What upsets me most about all of this is the either/or nature of the Black and Jewish experience. There is embedded in the Chappelle monologue the notion that the Jews ought not complain—Black people have had it worse and they can’t really be held accountable because they “didn’t cause the holocaust.” Well, guess what Dave, but the Jews didn’t cause slavery, either, notwithstanding what Louis Farrakhan and other hate-mongers want to claim.
One of the most powerful things Chappelle touched upon perhaps wasn’t intended quite as I heard it. He said that one cannot use the words “the” and “Jews” in the same sentence. He made light of it, but he’s right. To lump all Jews together is to support the canard that the Jews act as some organized globalized cabal.
WE ARE IN A SPARTACUS MOMENT
But what the Chappelle monologue and the ensuing controversy highlighted to me is that we are in our “Spartacus moment.”

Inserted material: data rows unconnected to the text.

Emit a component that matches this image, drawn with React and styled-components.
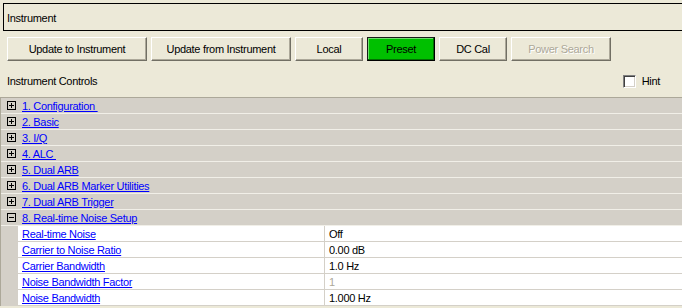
import React from "react";
import styled, { createGlobalStyle, css } from "styled-components";

const GlobalStyle = createGlobalStyle`
  body {
    margin: 0;
    background: #ece9d8;
    font-family: "Liberation Sans", Arial, sans-serif;
    font-size: 11px;
    color: #000;
  }
`;

const Page = styled.div`
  width: 682px;
  height: 308px;
  overflow: hidden;
  background: #ece9d8;
  letter-spacing: -0.3px;
`;

const GroupBox = styled.div`
  margin: 3px 0 0 3px;
  height: 24px;
  border: 1px solid #000;
  border-right: none;
  display: flex;
  align-items: center;
  padding: 2px 0 0 3px;
`;

const ButtonRow = styled.div`
  display: flex;
  gap: 4px;
  margin-top: 6px;
  padding-left: 7px;
`;

const Button = styled.button`
  width: ${(props) => props.w}px;
  height: 24px;
  padding: 0;
  font: inherit;
  letter-spacing: inherit;
  color: #000;
  background: #ece9d8;
  border: 1px solid;
  border-color: #fff #716f64 #716f64 #fff;
  box-shadow: inset -1px -1px 0 #aca899;
  ${(props) =>
    props.primary &&
    css`
      background: #00c000;
      border-color: #1a1a1a #000 #000 #1a1a1a;
      box-shadow: inset -1px -1px 0 #007000, inset 1px 1px 0 #6fdc6f;
    `}
  ${(props) =>
    props.disabled &&
    css`
      color: #aca899;
      text-shadow: 1px 1px 0 #fff;
    `}
`;

const ControlsHeader = styled.div`
  height: 36px;
  display: flex;
  align-items: center;
  justify-content: space-between;
  padding: 4px 22px 0 7px;
  box-sizing: border-box;
`;

const HintLabel = styled.label`
  display: flex;
  align-items: center;
  gap: 6px;
`;

const CheckBox = styled.span`
  width: 13px;
  height: 13px;
  box-sizing: border-box;
  background: #fff;
  border: 1px solid;
  border-color: #808080 #fff #fff #808080;
  box-shadow: inset 1px 1px 0 #404040, inset -1px -1px 0 #d4d0c8;
`;

const Tree = styled.div`
  background: #d4d0c8;
  border-top: 1px solid #aca899;
  border-left: 1px solid #aca899;
`;

const Row = styled.div`
  height: 15px;
  display: flex;
  align-items: center;
  border-bottom: 1px solid #f1efe8;
`;

const Toggle = styled.span`
  position: relative;
  width: 9px;
  height: 9px;
  box-sizing: border-box;
  border: 1px solid #000;
  margin: 0 6px 0 6px;
  flex: none;
  &::before {
    content: "";
    position: absolute;
    left: 1px;
    top: 3px;
    width: 5px;
    height: 1px;
    background: #000;
  }
  ${(props) =>
    !props.open &&
    css`
      &::after {
        content: "";
        position: absolute;
        left: 3px;
        top: 1px;
        width: 1px;
        height: 5px;
        background: #000;
      }
    `}
`;

const Link = styled.a`
  color: #0000ff;
  text-decoration: underline;
  white-space: pre;
  cursor: pointer;
`;

const Children = styled.div`
  padding-left: 17px;
`;

const PropRow = styled.div`
  height: 15px;
  display: grid;
  grid-template-columns: 307px 1fr;
  background: #fff;
  border-bottom: 1px solid #d4d0c8;
`;

const NameCell = styled.div`
  display: flex;
  align-items: center;
  padding-left: 4px;
  border-right: 1px solid #d4d0c8;
`;

const ValueCell = styled.div`
  display: flex;
  align-items: center;
  padding-left: 4px;
  color: ${(props) => (props.dim ? "#aca899" : "#000")};
`;

const sections = [
  "1. Configuration ",
  "2. Basic",
  "3. I/Q",
  "4. ALC ",
  "5. Dual ARB",
  "6. Dual ARB Marker Utilities",
  "7. Dual ARB Trigger",
];

const props = [
  ["Real-time Noise", "Off"],
  ["Carrier to Noise Ratio", "0.00 dB"],
  ["Carrier Bandwidth", "1.0 Hz"],
  ["Noise Bandwidth Factor", "1", true],
  ["Noise Bandwidth", "1.000 Hz"],
];

export default function App() {
  return (
    <Page>
      <GlobalStyle />
      <GroupBox>Instrument</GroupBox>
      <ButtonRow>
        <Button w={140}>Update to Instrument</Button>
        <Button w={140}>Update from Instrument</Button>
        <Button w={68}>Local</Button>
        <Button w={68} primary>
          Preset
        </Button>
        <Button w={68}>DC Cal</Button>
        <Button w={100} disabled>
          Power Search
        </Button>
      </ButtonRow>
      <ControlsHeader>
        <span>Instrument Controls</span>
        <HintLabel>
          <CheckBox />
          Hint
        </HintLabel>
      </ControlsHeader>
      <Tree>
        {sections.map((s) => (
          <Row key={s}>
            <Toggle />
            <Link>{s}</Link>
          </Row>
        ))}
        <Row>
          <Toggle open />
          <Link>8. Real-time Noise Setup</Link>
        </Row>
        <Children>
          {props.map(([name, value, dim]) => (
            <PropRow key={name}>
              <NameCell>
                <Link>{name}</Link>
              </NameCell>
              <ValueCell dim={dim}>{value}</ValueCell>
            </PropRow>
          ))}
        </Children>
      </Tree>
    </Page>
  );
}
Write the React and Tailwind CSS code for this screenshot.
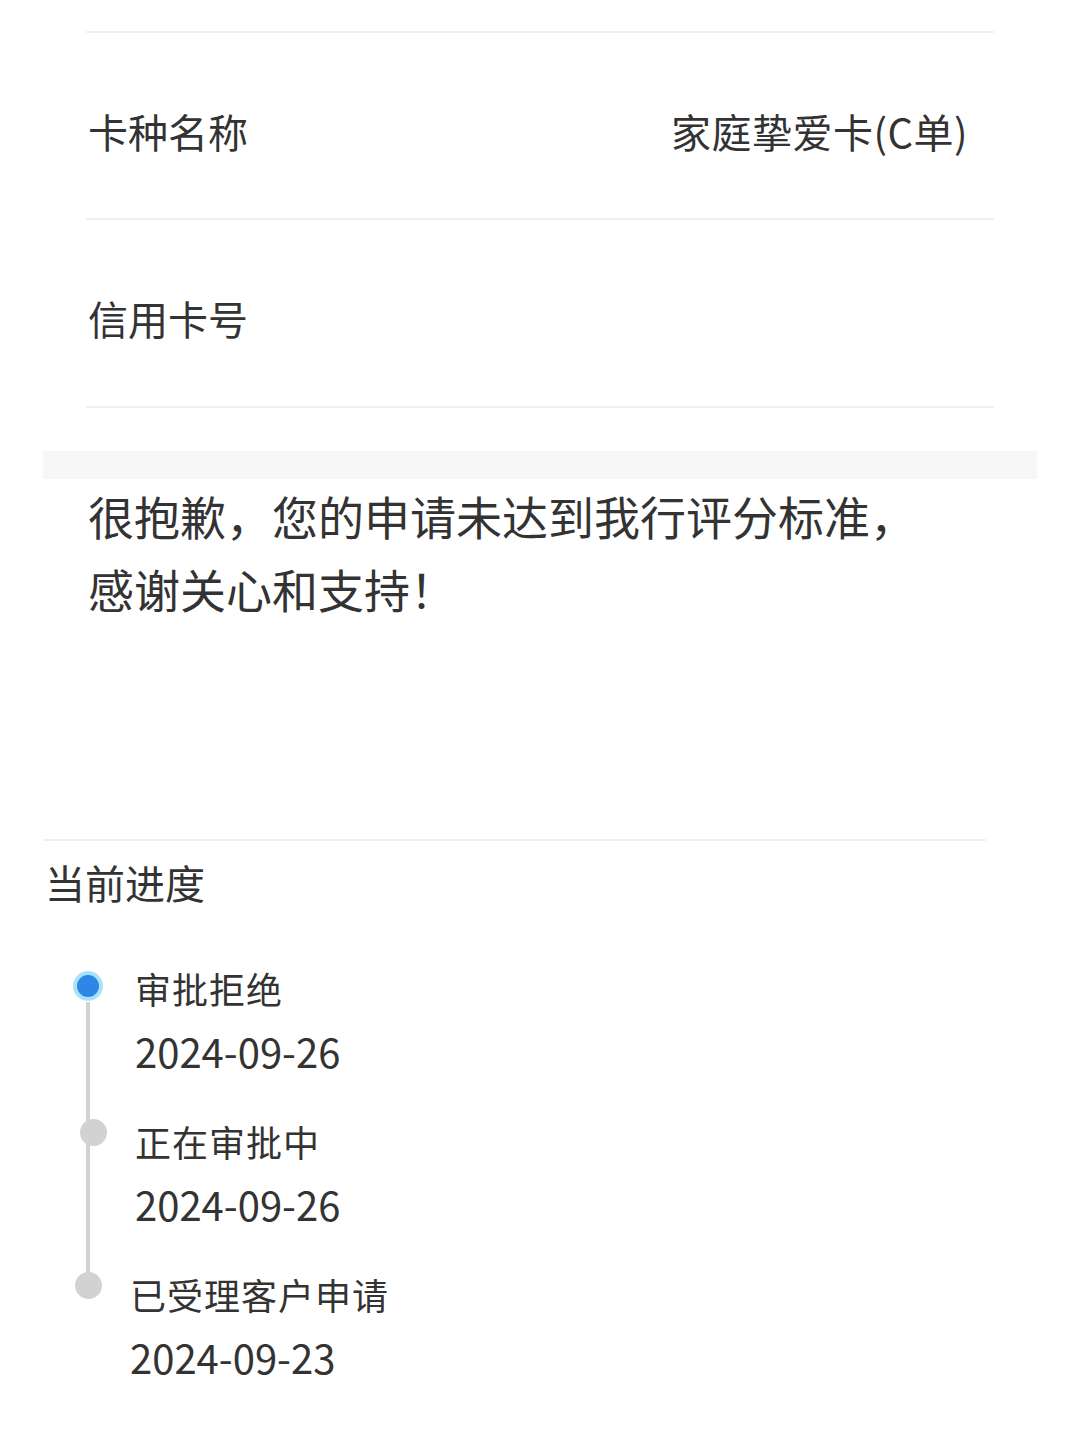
import React from "react";

const font = { fontFamily: '"Noto Sans CJK SC", "Noto Sans", sans-serif' };

const steps = [
  { title: "审批拒绝", date: "2024-09-26", active: true, dotX: "left-[30px]", dotY: "top-[14px]", textPl: "pl-[92px]" },
  { title: "正在审批中", date: "2024-09-26", active: false, dotX: "left-[37px]", dotY: "top-[9px]", textPl: "pl-[92px]" },
  { title: "已受理客户申请", date: "2024-09-23", active: false, dotX: "left-[32px]", dotY: "top-[9px]", textPl: "pl-[87px]" },
];

export default function App() {
  return (
    <div className="w-[1080px] min-h-[1446px] bg-white text-[#333333]" style={font}>
      <div className="px-[86px] pt-[31px]">
        <div className="border-t-2 border-[#efefef]" />
        <div className="h-[185px] flex items-center justify-between pl-[2px] pr-[26px] pt-[10px]">
          <span className="text-[40px] leading-none">卡种名称</span>
          <span className="text-[40px] leading-none tracking-[0.5px]">家庭挚爱卡(C单)</span>
        </div>
        <div className="border-t-2 border-[#efefef]" />
        <div className="h-[186px] flex items-center pl-[2px] pt-[10px]">
          <span className="text-[40px] leading-none">信用卡号</span>
        </div>
        <div className="border-t-2 border-[#efefef]" />
      </div>

      <div className="mt-[43px] mx-[43px] h-[28px] bg-[#f7f7f7]" />

      <div className="pl-[88px] text-[46px] leading-[73px]">
        <p>很抱歉，您的申请未达到我行评分标准，</p>
        <p>感谢关心和支持！</p>
      </div>

      <div className="mt-[214px] ml-[43px] mr-[94px] border-t-2 border-[#efefef]" />

      <div className="pl-[45px] text-[40px] leading-[82px]">当前进度</div>

      <div className="relative mt-[34px] ml-[43px]">
        <div className="absolute left-[43px] top-[45px] w-[4px] h-[290px] bg-[#d2d2d2]" />
        <div className="flex flex-col gap-[27px]">
          {steps.map((s, i) => (
            <div key={i} className={"relative " + s.textPl}>
              {s.active ? (
                <div className={"absolute " + s.dotX + " " + s.dotY + " w-[30px] h-[30px] rounded-full bg-[#a9e3fb] flex items-center justify-center"}>
                  <div className="w-[22px] h-[22px] rounded-full bg-[#2f86e4]" />
                </div>
              ) : (
                <div className={"absolute " + s.dotX + " " + s.dotY + " w-[27px] h-[27px] rounded-full bg-[#d2d2d2]"} />
              )}
              <div className="text-[36px] leading-[63px] tracking-[1px]">{s.title}</div>
              <div className="text-[40px] leading-[63px]">{s.date}</div>
            </div>
          ))}
        </div>
      </div>
    </div>
  );
}
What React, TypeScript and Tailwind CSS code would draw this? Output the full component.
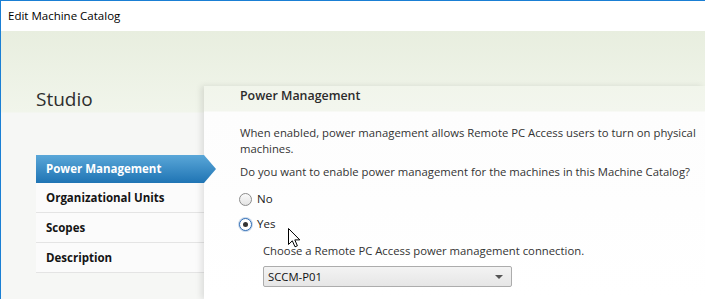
const navItems = ['Power Management', 'Organizational Units', 'Scopes', 'Description']

function Radio({ checked, label }: { checked?: boolean; label: string }) {
  return (
    <div className="flex items-center h-[20px] -ml-[1px]">
      {checked ? (
        <span className="w-[13px] h-[13px] rounded-full border border-[#2f6db5] bg-white flex items-center justify-center shadow-[0_0_0_1px_rgba(47,109,181,0.25)]">
          <span className="w-[5px] h-[5px] rounded-full bg-[#333]" />
        </span>
      ) : (
        <span className="w-[13px] h-[13px] rounded-full border border-[#8c8c8c] bg-[linear-gradient(to_bottom,#fafafa,#e3e3e3)]" />
      )}
      <span className="ml-[5px] text-[11.5px] text-[#222]">{label}</span>
    </div>
  )
}

function Cursor() {
  return (
    <svg className="absolute left-[84px] top-[142px]" width="13" height="20" viewBox="0 0 13 20">
      <path d="M0.5 0.5 L0.5 16.5 L4.3 12.8 L7 18.8 L9.4 17.8 L6.8 11.9 L11.8 11.9 Z" fill="#fff" stroke="#000" strokeWidth="1" strokeLinejoin="miter" />
    </svg>
  )
}

export default function App() {
  const active = 0
  return (
    <div className="w-[705px] h-[299px] overflow-hidden bg-white border-t border-l border-[#1a7fd4] flex flex-col font-['Segoe_UI','Open_Sans',sans-serif] text-[#262626]">
      <div className="h-[30px] shrink-0 flex items-center pl-[7px] text-[11.5px] text-black">Edit Machine Catalog</div>
      <div className="flex-1 flex bg-[linear-gradient(to_bottom,#e8eedf_0px,#f1f5eb_81px,#f6f7f5_82px,#f6f7f5_100%)]">
        <aside className="w-[203px] shrink-0 pl-[35px]">
          <div className="pt-[55px] h-[82px] text-[19px] leading-[26px] text-[#2e2e2e]">Studio</div>
          <nav className="mt-[42px] w-[168px]">
            {navItems.map((item, i) =>
              i === active ? (
                <div
                  key={item}
                  className="relative z-10 h-[28px] flex items-center pl-[10px] font-bold text-[11.5px] text-white bg-[linear-gradient(to_bottom,#5aa7d8,#1f74b4)]"
                >
                  {item}
                  <span className="absolute top-0 right-[-12px] w-[12px] h-[28px] bg-[linear-gradient(to_bottom,#5aa7d8,#1f74b4)] [clip-path:polygon(0_0,100%_50%,0_100%)]" />
                </div>
              ) : (
                <div
                  key={item}
                  className="h-[30px] flex items-center pl-[10px] font-bold text-[11.5px] text-[#141414] bg-[#fbfbfb] border-b border-[#e4e4e4]"
                >
                  {item}
                </div>
              )
            )}
          </nav>
        </aside>
        <main className="relative flex-1 mt-[55px] pl-[36px] shadow-[-3px_0_6px_rgba(0,0,0,0.10)] bg-[linear-gradient(to_bottom,#f1f5eb_0px,#f3f6ee_25px,#fdfdfd_26px,#ffffff_100%)] text-[11.3px] leading-[16px]">
          <div className="h-[26px] pt-[2px] font-semibold text-[12.4px] text-[#2b2b2b]">Power Management</div>
          <p className="mt-[13px] text-[#333] pr-[4px]">
            When enabled, power management allows Remote PC Access users to turn on physical machines.
          </p>
          <p className="mt-[7px] text-[#333]">Do you want to enable power management for the machines in this Machine Catalog?</p>
          <div className="mt-[9px] flex flex-col gap-[5px]">
            <Radio label="No" />
            <Radio label="Yes" checked />
          </div>
          <div className="ml-[23px]">
            <p className="mt-[9px] text-[#333]">Choose a Remote PC Access power management connection.</p>
            <div className="mt-[7px] w-[249px] h-[21px] rounded-[2px] border border-[#acacac] bg-[linear-gradient(to_bottom,#f3f3f3,#e6e6e6)] flex items-center justify-between pl-[4px] pr-[8px]">
              <span className="text-[11.3px] text-[#111]">SCCM-P01</span>
              <span className="w-0 h-0 border-l-[4px] border-r-[4px] border-t-[4px] border-l-transparent border-r-transparent border-t-[#555]" />
            </div>
          </div>
          <Cursor />
        </main>
      </div>
    </div>
  )
}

There is a scene in Spartacus when the Romans demand that the title character, who led a slave revolt, step forward for punishment. One by one, each of the slaves steps up and declares, “I am Spartacus.” They discovered their strength through identification with each other and standing together.
The Dave Chappelle monologue and the response to it demonstrate a tension between the Black and Jewish communities. It’s not open warfare, but the various controversies with antisemitic comments by Kanye and Kyrie are indicative of at least a minority of that community having negative opinions of Jews. In a different context, a couple of months ago there was a stir in the Los Angeles City Council when a member was recorded disparaging various minorities but particularly her Black colleagues.
THE JEWS AND THE BLACKS
In Chappelle’s monologue, he indicated that the words “the” and “Jews” should not be used together in a sentence. While he says this jokingly, he’s right. It cheapens the individual agency of each person by lumping them together in a dehumanizing way.I would maintain that word “the” should not appear before “Gay,” “Black,” “Latinos,” or “women.” There are plenty of members of each of these groups and there is a divergence of views within their community. To lump people together in groups is to succumb to the racism below the surface of Donald Trump’s statement that certain Jews weren’t true to their Judaism because of beliefs that don’t agree with his. And when we refer to another group as “the Blacks” or “the immigrants,” we deny the individuals in that group their individuality and their agency. We must approach each other as individuals, who may identify with the group, yet disagree with their fellow members.
I think we are at a moment when I can say “the Jews” and Chappelle can say “the Blacks” as may relate to broad statements of personal identity, but neither of us can use these cheap “throw them all together” phrases in speaking of the other.
With all the anti-gay hatred, the attacks on Asian Americans, the police brutality committed against Black Americans, and the startling rise in antisemitism, it’s high time we all see the writing on the wall. There is an ugly underbelly of America that wants all of us marginalized or, worse, deported or killed—and certainly fighting amongst ourselves. Hate is now the flavor of the week.
The sooner people of all minority groups realize that they must stand against hatred not only of their discrete ethnic, political, religious, or gender identity group, but against all of them, the greater the likelihood this can be neutralized. It is important that we stand together and build bridges to each other. Only then will we all possess the power to stand against the hatred that has spread from behind rocks into the light, given cover by Donald Trump and provided a mouthpiece by cable news and social media.
This is our Spartacus moment. We are all Jews. All Black. All Latino. And all Gay.